Goal — Copy out each line of the material in which the word "page" appears.

· · · ·

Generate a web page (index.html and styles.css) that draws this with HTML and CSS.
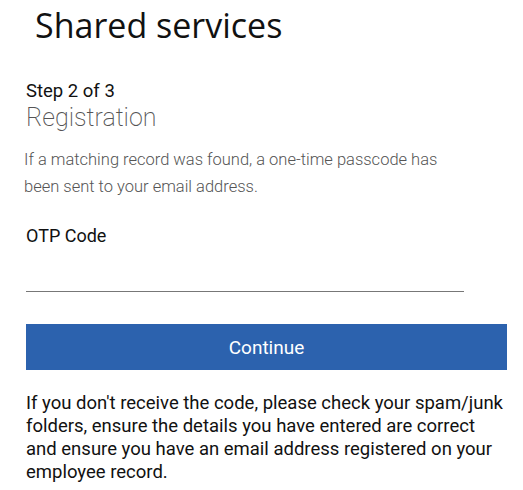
FILE: index.html
```html
<!DOCTYPE html>
<html lang="en">
<head>
<meta charset="utf-8">
<title>Shared services</title>
<link rel="stylesheet" href="styles.css">
</head>
<body>
<main class="page">
  <h1 class="title">Shared services</h1>
  <div class="step">Step 2 of 3</div>
  <h2 class="subtitle">Registration</h2>
  <p class="info">If a matching record was found, a one-time passcode has been sent to your email address.</p>
  <label class="label" for="otp">OTP Code</label>
  <input class="field" id="otp" type="text">
  <button class="btn" type="button">Continue</button>
  <p class="note">If you don't receive the code, please check your spam/junk folders, ensure the details you have entered are correct and ensure you have an email address registered on your employee record.</p>
</main>
</body>
</html>
```
FILE: styles.css
```css
* { box-sizing: border-box; }
html, body { margin: 0; padding: 0; background: #fff; }
body { font-family: Roboto, "Liberation Sans", sans-serif; color: #000; }
.page {
  display: flex;
  flex-direction: column;
  align-items: flex-start;
  padding: 5px 14px 0 26px;
}
.title {
  margin: 0 0 0 9px;
  font-family: "Open Sans", "Noto Sans", sans-serif;
  font-weight: 400;
  font-size: 34px;
  line-height: 40px;
  color: #111;
}
.step {
  margin-top: 35px;
  font-size: 18.5px;
  line-height: 22px;
  color: #111;
}
.subtitle {
  margin: 1px 0 0;
  font-weight: 200;
  font-size: 25px;
  line-height: 30px;
  color: #555;
}
.info {
  margin: 14px 0 0 -2px;
  width: 440px;
  font-weight: 300;
  font-size: 16.5px;
  line-height: 26.5px;
  color: #555;
}
.label {
  margin-top: 25px;
  font-size: 18px;
  line-height: 22px;
  color: #111;
}
.field {
  margin-top: 0;
  width: 438px;
  height: 45px;
  border: none;
  border-bottom: 1px solid #777;
  outline: none;
  background: transparent;
}
.btn {
  margin-top: 32px;
  width: 481px;
  height: 46px;
  border: none;
  background: #2c62ae;
  color: #fff;
  font-family: Roboto, "Liberation Sans", sans-serif;
  font-size: 19px;
}
.note {
  margin: 22px 0 0;
  width: 483px;
  font-size: 18.5px;
  line-height: 23px;
  color: #111;
}
```
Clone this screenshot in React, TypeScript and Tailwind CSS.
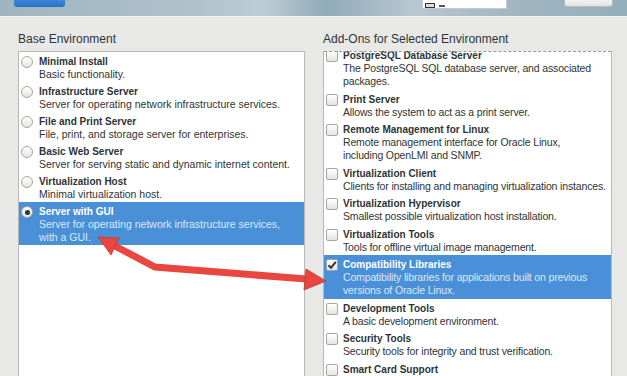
import React from "react";

type Item = {
  title: string;
  lines: string[];
  selected?: boolean;
};

const baseEnvs: Item[] = [
  { title: "Minimal Install", lines: ["Basic functionality."] },
  { title: "Infrastructure Server", lines: ["Server for operating network infrastructure services."] },
  { title: "File and Print Server", lines: ["File, print, and storage server for enterprises."] },
  { title: "Basic Web Server", lines: ["Server for serving static and dynamic internet content."] },
  { title: "Virtualization Host", lines: ["Minimal virtualization host."] },
  {
    title: "Server with GUI",
    lines: ["Server for operating network infrastructure services,", "with a GUI."],
    selected: true,
  },
];

const addOns: Item[] = [
  { title: "PostgreSQL Database Server", lines: ["The PostgreSQL SQL database server, and associated", "packages."] },
  { title: "Print Server", lines: ["Allows the system to act as a print server."] },
  { title: "Remote Management for Linux", lines: ["Remote management interface for Oracle Linux,", "including OpenLMI and SNMP."] },
  { title: "Virtualization Client", lines: ["Clients for installing and managing virtualization instances."] },
  { title: "Virtualization Hypervisor", lines: ["Smallest possible virtualization host installation."] },
  { title: "Virtualization Tools", lines: ["Tools for offline virtual image management."] },
  {
    title: "Compatibility Libraries",
    lines: ["Compatibility libraries for applications built on previous", "versions of Oracle Linux."],
    selected: true,
  },
  { title: "Development Tools", lines: ["A basic development environment."] },
  { title: "Security Tools", lines: ["Security tools for integrity and trust verification."] },
  { title: "Smart Card Support", lines: ["Support for using smart card authentication."] },
];

const Radio = ({ checked }: { checked?: boolean }) => (
  <div className="mt-[1px] flex h-[12px] w-[12px] shrink-0 items-center justify-center rounded-full border border-[#a5a7a4] bg-gradient-to-b from-[#ffffff] to-[#e4e4e2]">
    {checked && <div className="h-[5px] w-[5px] rounded-full bg-[#2e3436]" />}
  </div>
);

const Check = ({ checked }: { checked?: boolean }) => (
  <div className="mt-[1px] flex h-[12px] w-[12px] shrink-0 items-center justify-center rounded-[2px] border border-[#a5a7a4] bg-gradient-to-b from-[#ffffff] to-[#e4e4e2]">
    {checked && (
      <svg width="10" height="10" viewBox="0 0 10 10">
        <path d="M1.5 5.2 L4 7.8 L8.8 1.8" fill="none" stroke="#2e3436" strokeWidth="2" />
      </svg>
    )}
  </div>
);

const Row = ({ item, kind }: { item: Item; kind: "radio" | "check" }) => {
  const isCheck = kind === "check";
  return (
    <div
      className={`flex pl-[2px] ${isCheck ? "gap-[5px] pt-[3px] pb-[1.25px]" : "gap-[6px] pt-[3px] pb-[1px]"} ${
        item.selected ? "bg-[#4a90d9]" : ""
      }`}
    >
      {isCheck ? <Check checked={item.selected} /> : <Radio checked={item.selected} />}
      <div className="whitespace-nowrap">
        <div
          className={`text-[10px] font-bold leading-[13px] ${
            item.selected ? "text-white" : "text-[#2e3436]"
          }`}
        >
          {item.title}
        </div>
        {item.lines.map((l) => (
          <div
            key={l}
            className={`text-[10.5px] ${isCheck ? "leading-[13.2px] tracking-[-0.15px]" : "leading-[13px]"} ${
              item.selected ? "text-[#dce9f7]" : "text-[#2e3436]"
            }`}
          >
            {l}
          </div>
        ))}
      </div>
    </div>
  );
};

const Arrow = () => (
  <svg
    className="pointer-events-none absolute left-0 top-0"
    width="627"
    height="376"
    viewBox="0 0 627 376"
  >
    <g fill="#e8463f" stroke="#c23a34" strokeWidth="0.8">
      <polyline
        points="113,245 155,267 306,279"
        fill="none"
        stroke="#e8463f"
        strokeWidth="7"
        strokeLinejoin="miter"
      />
      <polygon points="98,237 119,238 111,255" />
      <polygon points="326,281 306,269 304,290" />
    </g>
  </svg>
);

export default function App() {
  return (
    <div
      className="relative flex h-[376px] w-[627px] flex-col overflow-hidden bg-[#e8e8e7] text-[#2e3436]"
      style={{ fontFamily: '"Liberation Sans", Arial, sans-serif' }}
    >
      {/* top bar */}
      <div className="relative h-[17px] shrink-0 border-b border-[#f4f4f3] bg-[linear-gradient(90deg,#9fb5c1_0%,#aec1cb_30%,#bccdd5_42%,#8fabb9_52%,#b7c8d1_66%,#a2b8c3_80%,#93aebc_100%)]">
        <div className="absolute left-[14px] top-0 h-[7px] w-[51px] rounded-b-[3px] bg-gradient-to-b from-[#3f86dc] to-[#2f6fc4]" />
        <div className="absolute left-[422px] top-0 flex h-[9px] w-[85px] items-end gap-[4px] border border-t-0 border-[#c9c9c9] bg-white px-[2px]">
          <div className="h-[5px] w-[10px] border border-[#333] bg-[#ddd]" />
          <div className="mb-[1px] h-[2px] w-[6px] bg-[#555]" />
        </div>
        <div className="absolute left-[564px] top-0 h-[7px] w-[49px] rounded-b-[3px] border border-t-0 border-[#b9b9b9] bg-gradient-to-b from-[#f2f2f2] to-[#e2e2e2]" />
      </div>

      <div className="flex min-h-0 flex-1 gap-[18px] pl-[18px]">
        {/* base environment */}
        <div className="flex w-[287px] flex-col">
          <div className="pt-[15px] pb-[4px] text-[12px] leading-[15px]">Base Environment</div>
          <div className="flex-1 overflow-hidden border border-b-0 border-[#b7b9b5] bg-white">
            {baseEnvs.map((it) => (
              <Row key={it.title} item={it} kind="radio" />
            ))}
          </div>
        </div>

        {/* add-ons */}
        <div className="flex w-[289px] flex-col">
          <div className="pt-[15px] pb-[4px] text-[12px] leading-[15px]">Add-Ons for Selected Environment</div>
          <div className="relative flex-1 overflow-hidden border border-b-0 border-t-0 border-[#b7b9b5] bg-white">
            <div className="-mt-[5px]">
              {addOns.map((it) => (
                <Row key={it.title} item={it} kind="check" />
              ))}
            </div>
            <div className="absolute left-0 right-0 top-0 border-t border-dashed border-[#9a9c98]" />
          </div>
        </div>
      </div>

      <Arrow />
    </div>
  );
}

· · · ·

Result below —
Generate a web page (index.html and styles.css) that draws this with HTML and CSS.
<main class="page">
.page {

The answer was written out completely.